The Bachelor brings out the worst in me.
I got home from the gym around 6:40 p.m. (something Sean and I have in common), which I thought would give me plenty of time to get showered, dressed and ready to watch The Bachelor at 7:00. My plan would have worked, but my dear wife had just started cooking a delicious meal that was definitely going to cut into the beginning of the show.
I then had the following two thoughts:
1. Why are we even cooking??? Why can’t we just pop in a couple of frozen french bread pizzas?
2. Why don’t we own TV trays?
Now these thoughts didn’t linger in my mind, but the fact that I even had them shows what The Bachelor does to me. And on that note, let’s get to it.
Sean Lowe Starts His Journey
First of all, I love it how they refer to falling in love on The Bachelor as a “journey” or “adventure” or “quest.” I decided that I would help ABC advertising the show:
Top 3 Bachelorettes (in no particular order)
Desiree was invited on a one-on-one date/prank and handled herself well. Sean set her up with a prank where she was alone in a room with a priceless work of art and they made it fall to the floor while she was the only one in the room.
While Desiree initially tried to flee the scene immediately, she calmed down and played it pretty cool.
Sean seemed to really like Desiree at the end of the date, or maybe he just likes smooching in a hot tub. It was a good week for Desiree, and let’s just be glad that Sean isn’t as serious of a prankster as Christopher Walken.
Lesley also had a big week after being noticed in the cowboy photo shoot. She didn’t win, but how could she when she had to compete with Kristy?
Kristy was really excited to hear that the competition was a photo shoot because she is you know, a model. She was quite confident upon hearing the contest that she was going to win.
It was like if I heard that the contest was getting rejected by dental schools. “Oh yeah, I got this.”
Big move by Kacie B. this week who pulled a Ryan Reynolds and got out of the friend zone. I really hope Kacie B. makes it to the top two so she gets the hometown date. I would like an update on the happenings of the Boguskie family.
Sarah got the first one-on-one date. I feel really bad for Sarah and anyone else in her situation because missing a limb is not an easy thing. You pretty much have to acknowledge it with everyone you meet or else they feel uncomfortable.
It’s like being a midget. You can’t just be a midget and do midget things without acknowledging that you are midget to other people you meet that aren’t midgets. Until the word ‘midget’ is spoken by the midget, non-midget people are uncomfortable.
And yes, that whole last paragraph was probably really offensive to midgets. Apologies all around. Let’s move on before I dig a bigger hole for myself.
Katie was the first girl to leave the show because she didn’t think that the format of multiple girls fighting over one man was right for her. Not really sure what she was expecting, maybe that she would adapt better than she did or that The Bachelor – that has been going for 17 seasons – would suddenly change it’s format.

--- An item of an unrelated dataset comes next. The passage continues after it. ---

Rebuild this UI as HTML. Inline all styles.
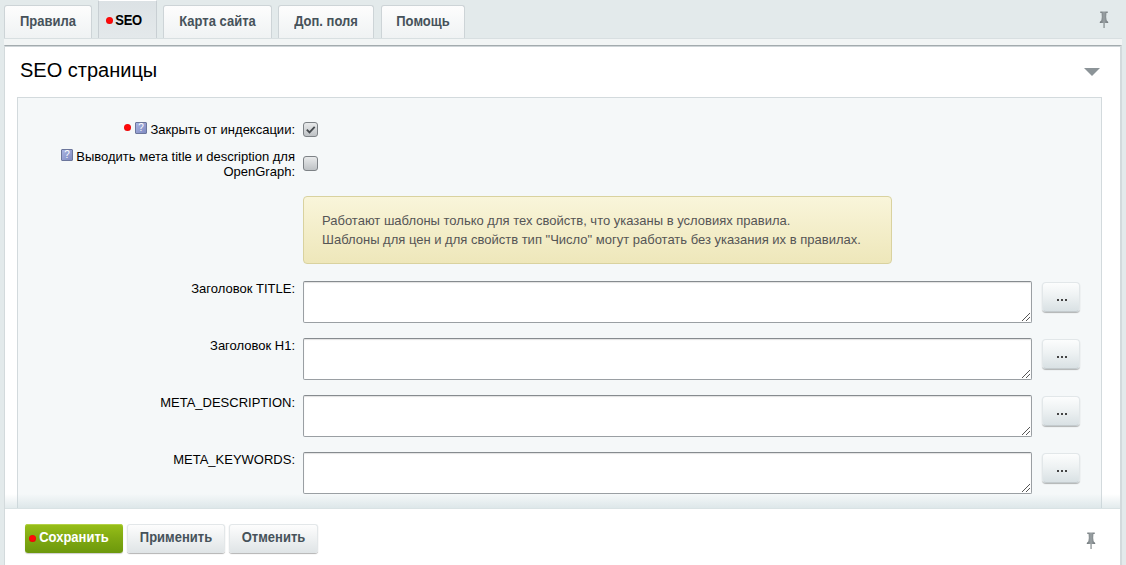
<!DOCTYPE html>
<html><head><meta charset="utf-8">
<style>
*{box-sizing:border-box;margin:0;padding:0}
html,body{width:1126px;height:565px;overflow:hidden}
body{background:#e3eaeb;font-family:"Liberation Sans",sans-serif;position:relative}
.tab{position:absolute;top:5px;height:34px;border:1px solid #cdd4d7;border-bottom:none;border-radius:3px 3px 0 0;
 background:linear-gradient(#fdfdfd,#eff2f3);font-weight:bold;font-size:13px;color:#46525a;text-align:center;line-height:32px}
.tab.act{top:0;height:39px;background:linear-gradient(#dce2e5,#e4e9eb);border-color:#c8cfd3;border-radius:0;border-top:1px solid #fff;color:#000;line-height:42px;padding-left:2px;letter-spacing:-0.4px}
.dot{position:absolute;width:7px;height:7px;border-radius:50%;background:radial-gradient(circle at 50% 45%,#ff0a0a 40%,#d80000 100%)}
.strip{position:absolute;left:4px;top:38px;width:1118px;height:8px;background:#f2f5f5;border-top:1px solid #d8dfe1}
.panel{position:absolute;left:4px;top:45px;width:1118px;height:530px;background:#fff;border-top:1px solid #a3abae;border-left:1px solid #d3dadc;border-right:2px solid #d3dadc;box-shadow:inset 0 1px 0 #cfd5d8}
.title{position:absolute;left:20px;top:59px;font-size:20px;color:#000}
.tri{position:absolute;left:1084px;top:68px;width:0;height:0;border-left:8px solid transparent;border-right:8px solid transparent;border-top:8px solid #8c9498}
.inner{position:absolute;left:17px;top:97px;width:1085px;height:412px;background:#f5f8f9;border:1px solid #d3dadd;border-bottom:none}
.lbl{position:absolute;font-size:13px;color:#000;text-align:right}
.help{position:absolute;width:12px;height:12px;border:1px solid #6b769c;border-radius:1px;background:linear-gradient(135deg,#a9b3e0,#7f8bc2);color:#fff;font-size:10px;line-height:10px;text-align:center}
.cb{position:absolute;width:15px;height:15px;border:1px solid #7d8286;border-radius:3px;background:linear-gradient(#e8eaeb,#bec2c5)}
.note{position:absolute;left:303px;top:196px;width:589px;height:68px;border:1px solid #d9d29f;border-radius:4px;background:linear-gradient(#f9f5da,#eee7ba);font-size:13px;color:#555;line-height:19px;padding:14px 0 0 18px}
.ta{position:absolute;left:303px;width:729px;height:42px;background:#fff;border:1px solid #9a9fa3;border-top-color:#868b8f;border-radius:2px;box-shadow:inset 0 1px 1px rgba(0,0,0,.12)}
.rz{position:absolute;right:1px;bottom:1px;width:9px;height:9px}
.dots{position:absolute;left:1042px;width:38px;height:30px;border-radius:4px;background:linear-gradient(#fcfdfd,#eef2f3 45%,#d9e1e4);box-shadow:0 1px 1px rgba(0,0,0,.28);border:1px solid #e2e7e9;border-bottom-color:#c4cbce}
.dots i{position:absolute;top:16px;width:2px;height:2px;background:#444}
.foot{position:absolute;left:5px;top:508px;width:1115px;height:57px;background:#fff;border-top:1px solid #d9e2e4}
.btn{position:absolute;top:524px;height:29px;border-radius:3px;font-weight:bold;font-size:13px;text-align:center;line-height:26px}
.gray{background:linear-gradient(#fdfdfd,#dfe4e6);color:#46525a;box-shadow:0 1px 1px rgba(0,0,0,.3);border:1px solid #e3e7e9;border-bottom:none}
.st{display:inline-block;transform:scaleY(1.1);transform-origin:50% 75%}
.pin{position:absolute;width:10px;height:17px}
</style></head><body>
<div class="tab" style="left:4px;width:88px"><span class="st">Правила</span></div>
<div class="tab act" style="left:98px;width:59px"><span class="st">SEO</span></div>
<div class="dot" style="left:106px;top:17px"></div>
<div class="tab" style="left:163px;width:109px"><span class="st">Карта сайта</span></div>
<div class="tab" style="left:278px;width:96px"><span class="st">Доп. поля</span></div>
<div class="tab" style="left:381px;width:84px"><span class="st">Помощь</span></div>
<svg class="pin" style="left:1099px;top:11px" viewBox="0 0 10 17"><defs><linearGradient id="pg" x1="0" x2="1"><stop offset="0" stop-color="#6f7679"/><stop offset=".5" stop-color="#9aa1a4"/><stop offset="1" stop-color="#6f7679"/></linearGradient></defs><path d="M1.3 0.6h7.4v1.4h-1.3q-.5 3.5 .2 7.3l1.6 1.6v1.2h-8.4v-1.2l1.6-1.6q.7-3.8 .2-7.3h-1.3z" fill="url(#pg)"/><rect x="4.5" y="12" width="1.1" height="5" fill="#7a8184"/></svg>
<div class="strip"></div>
<div class="panel"></div>
<div class="title">SEO страницы</div>
<div class="tri"></div>
<div class="inner"></div>
<div class="dot" style="left:124px;top:124px"></div>
<div class="help" style="left:135px;top:122px">?</div>
<div class="lbl" style="right:831px;top:122px">Закрыть от индексации:</div>
<div class="cb" style="left:303px;top:122px"><svg width="13" height="13" style="position:absolute;left:0;top:0" viewBox="0 0 13 13"><path d="M2.8 6.6l2.7 2.8 5.2-5.6" fill="none" stroke="#464b4f" stroke-width="1.8"/></svg></div>
<div class="help" style="left:61px;top:149px">?</div>
<div class="lbl" style="right:831px;top:149px;width:260px">Выводить мета title и description для OpenGraph:</div>
<div class="cb" style="left:303px;top:156px"></div>
<div class="note">Работают шаблоны только для тех свойств, что указаны в условиях правила.<br>Шаблоны для цен и для свойств тип "Число" могут работать без указания их в правилах.</div>
<div class="lbl" style="right:831px;top:281px">Заголовок TITLE:</div>
<div class="ta" style="top:281px"><svg class="rz" viewBox="0 0 9 9"><path d="M1 9L9 1M5 9L9 5" stroke="#555" stroke-width="1"/></svg></div>
<div class="dots" style="top:282px"><i style="left:14px"></i><i style="left:18px"></i><i style="left:22px"></i></div>
<div class="lbl" style="right:831px;top:338px">Заголовок H1:</div>
<div class="ta" style="top:338px"><svg class="rz" viewBox="0 0 9 9"><path d="M1 9L9 1M5 9L9 5" stroke="#555" stroke-width="1"/></svg></div>
<div class="dots" style="top:339px"><i style="left:14px"></i><i style="left:18px"></i><i style="left:22px"></i></div>
<div class="lbl" style="right:831px;top:395px">META_DESCRIPTION:</div>
<div class="ta" style="top:395px"><svg class="rz" viewBox="0 0 9 9"><path d="M1 9L9 1M5 9L9 5" stroke="#555" stroke-width="1"/></svg></div>
<div class="dots" style="top:396px"><i style="left:14px"></i><i style="left:18px"></i><i style="left:22px"></i></div>
<div class="lbl" style="right:831px;top:452px">META_KEYWORDS:</div>
<div class="ta" style="top:452px"><svg class="rz" viewBox="0 0 9 9"><path d="M1 9L9 1M5 9L9 5" stroke="#555" stroke-width="1"/></svg></div>
<div class="dots" style="top:453px"><i style="left:14px"></i><i style="left:18px"></i><i style="left:22px"></i></div>
<div style="position:absolute;left:5px;top:494px;width:1115px;height:15px;background:linear-gradient(rgba(195,212,216,0),rgba(195,212,216,.5))"></div>
<div class="foot"></div>
<div class="btn" style="left:25px;width:98px;line-height:28px;background:linear-gradient(#98bf18,#80a912 50%,#6c980c);color:#fff;box-shadow:inset 0 1px 0 #b3d146,0 1px 1px rgba(0,0,0,.2)"><span class="st">Сохранить</span></div>
<div class="dot" style="left:29px;top:535px"></div>
<div class="btn gray" style="left:127px;width:98px"><span class="st">Применить</span></div>
<div class="btn gray" style="left:229px;width:89px"><span class="st">Отменить</span></div>
<svg class="pin" style="left:1086px;top:532px" viewBox="0 0 10 17"><defs><linearGradient id="pg" x1="0" x2="1"><stop offset="0" stop-color="#6f7679"/><stop offset=".5" stop-color="#9aa1a4"/><stop offset="1" stop-color="#6f7679"/></linearGradient></defs><path d="M1.3 0.6h7.4v1.4h-1.3q-.5 3.5 .2 7.3l1.6 1.6v1.2h-8.4v-1.2l1.6-1.6q.7-3.8 .2-7.3h-1.3z" fill="url(#pg)"/><rect x="4.5" y="12" width="1.1" height="5" fill="#7a8184"/></svg>
</body></html>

The good news about Katie leaving is that this is The Bachelor and not The Bachelorette. Every time somebody leaves The Bachelorette they were an emotional wreck thinking things like “Am I not pretty enough?” or “Why didn’t he like me?” When Sean the Bachelor (or any other man in his place) hears that a girl is leaving, all they think is “Well that’s too bad for you, because I’m awesome.” The Bachelor is a much steadier ride emotionally than the roller coaster that is The Bachelorette.
It was a very diplomatic response and while we don’t know if it’s true or not, we do know that in “Bachelor-world” it is better to be black than have two kids. I would like ABC to dismiss these racial charges by choosing a white Bachelor and then bringing in 25 black women as his bachelorettes. While that might be an interesting social experiment, it would probably lead to more racial charges against ABC. I take it back…that is a terrible idea.
Bottom 3 (In very particular order)
Amanda has emerged as the girl that everybody hates. She made it very apparent that she has no interest in getting to know anybody but Sean. This will lead to girls acting as spies to let Sean know that she is crazy. If there is one thing that is an indicator of whether a girl is crazy or not it is how well she gets along with other girls. I hope that Sean is smart enough to know this rule because Ben Flajnik sure wasn’t.
Lindsay was regretting her wedding dress gag on the first night and was worried that Sean wouldn’t realize that wasn’t who she really is. But when she was wearing the dress she kept talking about how this is who she is and how she likes to make jokes and be goofy.
So apparently Lindsay doesn’t even know who she is, which is not a good thing.
Daniella is probably going to be the informant. There are a few different girls that could have taken this spot but Daniella seems to be the most likely to me to take it upon herself to talk to Sean about Amanda and tell him about what a terrible person she is.
This never works out for the informant and they never last long.
At the end of the episode, I broke my own rule and watched the teasers for upcoming episodes (it’s kinda like looking at your presents before Christmas). All I can say is wow, can’t wait for what is coming up. Now excuse me while I go buy some TV trays off Amazon Prime.